4 replies to "What’s Your Superpower?"
Wow, that sounds like me…..almost every situation that happens – coulda, shoulda, woulda……keeps me up, especially negative, worry and anger. Superpower? Never thought of it like that….interesting. Food for thought……🤔
Susan, Thanks for the comments and I’m so pleased that I’ve got you thinking. We spend so much time regretting things and we forget to notice that we’re learning and growing along the way. Look for the good…it’s there! 🙂
Charlene, it seems to me “the thing we can’t help but do” which seems so intrinsic to each person is actually our “wiring” for our contribution to our walk through this world. That key attribute is meant to be turned loose in the service of others.
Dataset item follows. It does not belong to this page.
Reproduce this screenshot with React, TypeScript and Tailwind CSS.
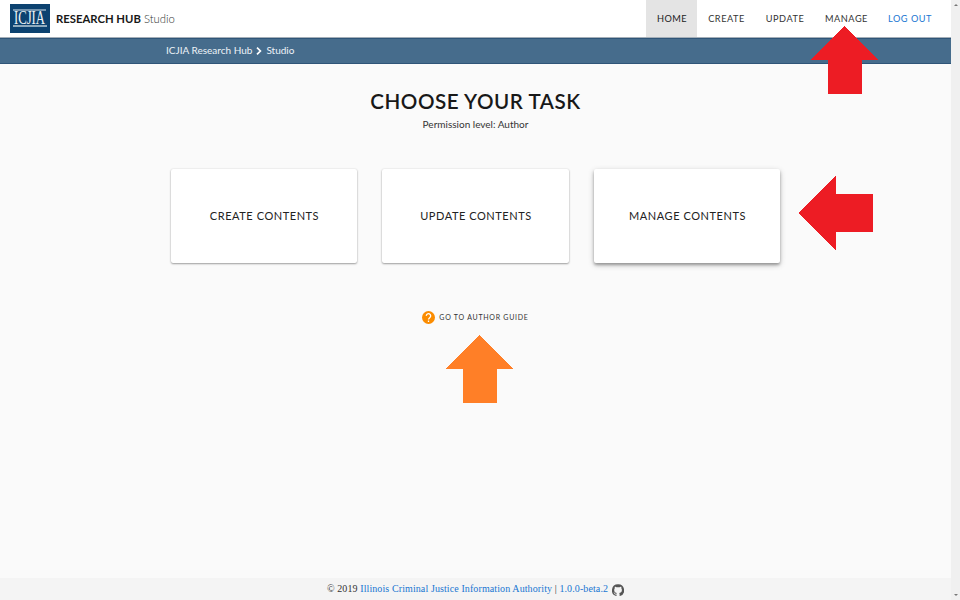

That is when it is honed and healthy. It is easy for one’s gift to be misconstrued as a weakness if it is seen as a negative quality. I am celebrating with you your recognitions and hoping you will share your insights as to how you have harnessed it for growth. Your gift would be excellently utilized in creating fictional stories which help humans see themselves reflected in your characters. My own thing is this analytical nature which drives others crazy because the positive application hasn’t been discovered. A hobby i have acquired brings joy and an outward focus and purpose.
Leila,
Thanks for you comments and engaging with my post!
Yes, I believe that the things we can’t help but do ARE windows to our purpose…the “how”, the “what” or the “why”. Even when they aren’t honed and healthy, they can be a window to clean and look through. Hang in there! If analyzing is something you can’t help but do, the positive application is there to be found!